Gov. Tim Walz signed an executive order he hopes will bring in new applicants for government jobs.
A four-year degree will no longer be required to apply for a majority of jobs at one of Minnesota's largest employers — state government.
Gov. Tim Walz signed an executive order Monday that will open up an estimated 75% of jobs with the state to people without a bachelor's degree, a move he hopes will help tackle an immediate workforce crunch and make it easier for more people to choose a career in the public sector.
"We've always said it, now we're just showing it: We value work, we value experience and we want you to come in and be a part of this," Walz said before signing the order, which is effective immediately.
State government is Minnesota's second-largest employer with a workforce of about 38,000 people, not including those working for colleges and universities.
The executive order will get rid of the requirement for more than 25,000 jobs, such as corrections officers, human services technicians and staff in state veterans homes. Jobs that involve licensure — such as nurses, psychologists and civil engineers — will continue to require a four-year degree.
The order will not apply to state jobs at the University of Minnesota but does affect some jobs in the Minnesota State system of colleges and universities.

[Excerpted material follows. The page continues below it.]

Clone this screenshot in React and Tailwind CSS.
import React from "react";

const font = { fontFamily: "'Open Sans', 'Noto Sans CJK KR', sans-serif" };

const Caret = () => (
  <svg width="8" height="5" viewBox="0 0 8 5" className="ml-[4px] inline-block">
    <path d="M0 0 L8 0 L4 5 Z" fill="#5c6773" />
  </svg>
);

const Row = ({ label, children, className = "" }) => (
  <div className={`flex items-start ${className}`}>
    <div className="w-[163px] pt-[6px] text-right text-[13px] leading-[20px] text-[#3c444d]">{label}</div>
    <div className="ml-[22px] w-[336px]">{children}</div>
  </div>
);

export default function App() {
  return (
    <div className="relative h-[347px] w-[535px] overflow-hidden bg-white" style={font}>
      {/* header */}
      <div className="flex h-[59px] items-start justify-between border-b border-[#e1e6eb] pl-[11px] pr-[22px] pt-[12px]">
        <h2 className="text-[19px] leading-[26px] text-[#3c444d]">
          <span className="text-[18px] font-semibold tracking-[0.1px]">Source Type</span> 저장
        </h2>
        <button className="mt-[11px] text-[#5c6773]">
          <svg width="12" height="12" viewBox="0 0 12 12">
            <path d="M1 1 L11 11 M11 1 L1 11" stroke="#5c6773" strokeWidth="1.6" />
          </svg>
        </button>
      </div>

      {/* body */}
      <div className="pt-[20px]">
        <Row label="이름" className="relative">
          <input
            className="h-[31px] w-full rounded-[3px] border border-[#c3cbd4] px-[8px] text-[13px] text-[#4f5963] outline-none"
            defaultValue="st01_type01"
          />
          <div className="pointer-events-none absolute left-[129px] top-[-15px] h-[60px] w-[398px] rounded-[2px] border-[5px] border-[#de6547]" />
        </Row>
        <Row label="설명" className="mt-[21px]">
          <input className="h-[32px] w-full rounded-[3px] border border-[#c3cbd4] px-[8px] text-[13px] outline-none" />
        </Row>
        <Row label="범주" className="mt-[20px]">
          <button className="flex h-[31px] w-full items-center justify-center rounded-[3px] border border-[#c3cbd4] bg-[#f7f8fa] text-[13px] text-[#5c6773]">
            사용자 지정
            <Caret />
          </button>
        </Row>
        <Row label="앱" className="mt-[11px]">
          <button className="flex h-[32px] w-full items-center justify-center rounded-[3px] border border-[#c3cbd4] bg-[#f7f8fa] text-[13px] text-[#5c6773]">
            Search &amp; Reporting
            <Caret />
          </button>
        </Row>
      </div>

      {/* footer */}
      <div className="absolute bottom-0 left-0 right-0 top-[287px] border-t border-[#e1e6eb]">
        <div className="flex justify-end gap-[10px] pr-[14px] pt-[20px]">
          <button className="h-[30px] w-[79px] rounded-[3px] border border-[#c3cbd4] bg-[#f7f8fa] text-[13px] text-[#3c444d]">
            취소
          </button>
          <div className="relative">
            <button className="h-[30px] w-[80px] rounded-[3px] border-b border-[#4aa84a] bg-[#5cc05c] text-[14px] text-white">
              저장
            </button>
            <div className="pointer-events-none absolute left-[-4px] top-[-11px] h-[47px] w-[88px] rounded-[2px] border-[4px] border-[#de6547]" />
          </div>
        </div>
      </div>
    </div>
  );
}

It comes as state government is trying to expand its workforce by thousands of employees over the next several years to help enact an expansive agenda passed by the DFL-controlled Legislature.
The state has about 1,500 job openings. Workers are needed for an office to regulate the state's legal marijuana market, set up the state's first paid family and medical leave program and run new or expanded education, housing and energy programs.

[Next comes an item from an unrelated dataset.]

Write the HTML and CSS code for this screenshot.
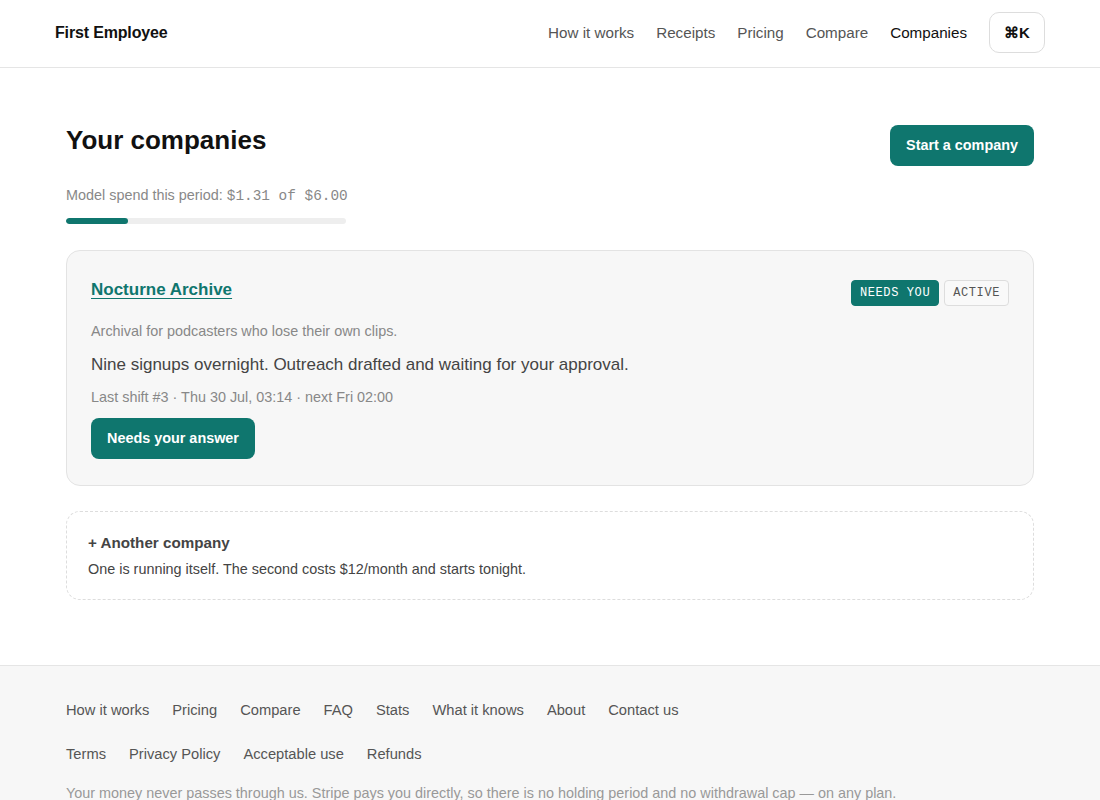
FILE: index.html
```html
<!DOCTYPE html>
<html>

<head>
    <title>Your companies · First Employee</title>
    <meta charset="UTF-8">
    <link rel="stylesheet" href="styles.css">
</head>

<body>
    <header class="site-header">
        <a class="logo" href="#">First Employee</a>
        <nav class="top-nav">
            <a href="#">How it works</a>
            <a href="#">Receipts</a>
            <a href="#">Pricing</a>
            <a href="#">Compare</a>
            <a href="#" class="current">Companies</a>
            <button class="cmdk">⌘K</button>
        </nav>
    </header>

    <main class="container">
        <div class="page-head">
            <h1>Your companies</h1>
            <a class="btn" href="#">Start a company</a>
        </div>

        <p class="spend">Model spend this period: <span class="mono">$1.31 of $6.00</span></p>
        <div class="meter"><div class="meter-fill" style="width: 22%"></div></div>

        <section class="company-card">
            <div class="card-top">
                <a class="company-name" href="#">Nocturne Archive</a>
                <div class="badges">
                    <span class="badge badge-needs">NEEDS YOU</span>
                    <span class="badge badge-active">ACTIVE</span>
                </div>
            </div>
            <p class="tagline">Archival for podcasters who lose their own clips.</p>
            <p class="summary">Nine signups overnight. Outreach drafted and waiting for your approval.</p>
            <p class="shift">Last shift #3 · Thu 30 Jul, 03:14 · next Fri 02:00</p>
            <a class="btn" href="#">Needs your answer</a>
        </section>

        <section class="add-card">
            <h3>+ Another company</h3>
            <p>One is running itself. The second costs $12/month and starts tonight.</p>
        </section>
    </main>

    <footer class="site-footer">
        <div class="container">
            <nav class="foot-links">
                <a href="#">How it works</a>
                <a href="#">Pricing</a>
                <a href="#">Compare</a>
                <a href="#">FAQ</a>
                <a href="#">Stats</a>
                <a href="#">What it knows</a>
                <a href="#">About</a>
                <a href="#">Contact us</a>
            </nav>
            <nav class="foot-links legal">
                <a href="#">Terms</a>
                <a href="#">Privacy Policy</a>
                <a href="#">Acceptable use</a>
                <a href="#">Refunds</a>
            </nav>
            <p class="fine">Your money never passes through us. Stripe pays you directly, so there is no holding period and no withdrawal cap — on any plan.</p>
        </div>
    </footer>
</body>

</html>
```

FILE: styles.css
```css
body {
    margin: 0;
    font-family: "Liberation Sans", Arial, sans-serif;
    color: #111;
    background: #fff;
}

a {
    color: inherit;
    text-decoration: none;
}

p {
    margin: 0;
}

.mono {
    font-family: "Liberation Mono", "Courier New", monospace;
}

.site-header {
    height: 68px;
    box-sizing: border-box;
    padding: 0 55px 2px;
    border-bottom: 1px solid #e5e5e5;
    display: flex;
    align-items: center;
    justify-content: space-between;
}

.logo {
    font-weight: bold;
    font-size: 16px;
    letter-spacing: -0.01em;
}

.top-nav {
    display: flex;
    align-items: center;
    gap: 22px;
    font-size: 15.2px;
    color: #555;
}

.top-nav .current {
    color: #111;
}

.cmdk {
    width: 56px;
    height: 41px;
    border: 1px solid #ddd;
    border-radius: 10px;
    background: #fff;
    font-family: inherit;
    font-weight: bold;
    font-size: 15px;
    color: #111;
}

.container {
    max-width: 1000px;
    margin: 0 auto;
    padding: 0 16px;
    box-sizing: border-box;
}

main.container {
    padding-top: 57px;
    padding-bottom: 65px;
}

.page-head {
    display: flex;
    justify-content: space-between;
    align-items: flex-start;
}

h1 {
    margin: 0;
    font-size: 26px;
    line-height: 31px;
}

.btn {
    display: inline-block;
    background: #0f766e;
    color: #fff;
    font-weight: bold;
    font-size: 14.4px;
    line-height: 17px;
    padding: 12px 16px;
    border-radius: 8px;
}

.spend {
    margin-top: 19px;
    font-size: 14.4px;
    line-height: 21.6px;
    color: #888;
}

.meter {
    margin-top: 10px;
    width: 280px;
    height: 6px;
    border-radius: 3px;
    background: #eee;
    overflow: hidden;
}

.meter-fill {
    height: 100%;
    background: #0f766e;
    border-radius: 3px;
}

.company-card {
    margin-top: 26px;
    background: #f7f7f7;
    border: 1px solid #e3e3e3;
    border-radius: 14px;
    padding: 29px 24px 26px;
}

.card-top {
    display: flex;
    justify-content: space-between;
    align-items: flex-start;
}

.company-name {
    color: #0f766e;
    font-weight: bold;
    font-size: 17px;
    line-height: 20px;
    text-decoration: underline;
    text-underline-offset: 3px;
}

.badges {
    display: flex;
    gap: 5px;
}

.badge {
    font-family: "Liberation Mono", "Courier New", monospace;
    font-size: 12px;
    letter-spacing: 0.05em;
    line-height: 24px;
    padding: 0 8px;
    border-radius: 4px;
    border: 1px solid transparent;
}

.badge-needs {
    background: #0f766e;
    border-color: #0f766e;
    color: #fff;
}

.badge-active {
    background: #f9f9f9;
    border-color: #ddd;
    color: #555;
}

.tagline {
    margin-top: 15px;
    font-size: 14.4px;
    line-height: 21.6px;
    color: #888;
}

.summary {
    margin-top: 10px;
    font-size: 17px;
    line-height: 26px;
    color: #444;
}

.shift {
    margin-top: 9px;
    font-size: 14.4px;
    line-height: 21.6px;
    color: #888;
}

.company-card .btn {
    margin-top: 9px;
}

.add-card {
    margin-top: 25px;
    border: 1px dashed #ddd;
    border-radius: 14px;
    padding: 20px 21px 19px;
}

.add-card h3 {
    margin: 0;
    font-size: 15.2px;
    line-height: 21px;
    color: #444;
}

.add-card p {
    margin-top: 6px;
    font-size: 14.4px;
    line-height: 21.6px;
    color: #444;
}

.site-footer {
    background: #f7f7f7;
    border-top: 1px solid #e5e5e5;
    padding: 33px 0 40px;
}

.foot-links {
    display: flex;
    gap: 23px;
    font-size: 14.7px;
    line-height: 22px;
    color: #555;
}

.foot-links.legal {
    margin-top: 22px;
}

.fine {
    margin-top: 18px;
    font-size: 14.4px;
    line-height: 21.6px;
    color: #999;
}
```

"That is part of the great thing about the timing right now — this is coming at a time when we have increased hiring," said Minnesota Management and Budget Commissioner Erin Campbell, who said hiring is up more than 55% since last year.
The state will develop training for thousands of hiring managers who work in government around writing minimum qualifications for jobs, as well as identifying the right mix of experience and skills to narrow down a field of candidates.

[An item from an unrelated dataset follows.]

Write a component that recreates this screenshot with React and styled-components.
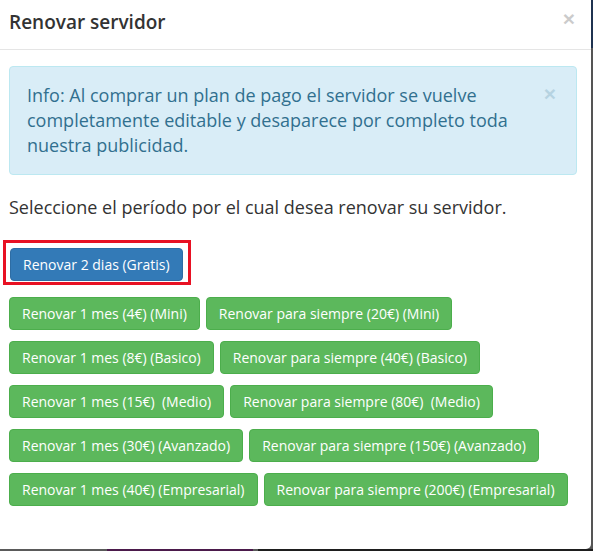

The idea of skills-based hiring has gained traction over the last several years as a way to attract a large and diverse applicant pool. It reverses decades of so-called "degree inflation," which added four-year requirements to a majority of jobs, including some that previously didn't mandate college-level training.
A 2022 report from the Burning Glass Institute says two-thirds of working-aged Americans don't hold bachelor's degrees. Roughly 46% of middle-skill and 31% of high-skill occupations experienced "degree resets" between 2017 and 2019, according to the report.
"I personally can't sit still. I'm incredibly grateful something like this is an option," said William Hunt, a student at St. Paul College who is working toward a two-year degree as a machinist. He said a four-year degree isn't an option for him.
Major corporations such as IBM, Walmart, Google and Bank of America have eliminated or reduced degree requirements and shifted to a skills-based approach.
Minnesota joins at least 16 states that no longer include a degree requirement for most state jobs, according to the National Conference of State Legislatures. Both former president Donald Trump and President Joe Biden have enacted policies at the federal level to put more emphasis on job skills when hiring government workers in sectors such as IT.
Walz said working in his office doesn't require a bachelor's degree, and DFL U.S. Rep. Angie Craig has also eliminated the requirement to work for her.
Four-year degree requirements have been the biggest barrier for women and communities of color, said Lt. Gov. Peggy Flanagan. The change has the potential to dramatically increase diversity in the state's workforce.
"There is a real opportunity now to say: 'There is a place for me in state government,' " Flanagan said. "Once you recruit people, the opportunity to retain them as well is something we're really excited about, especially in communities of color."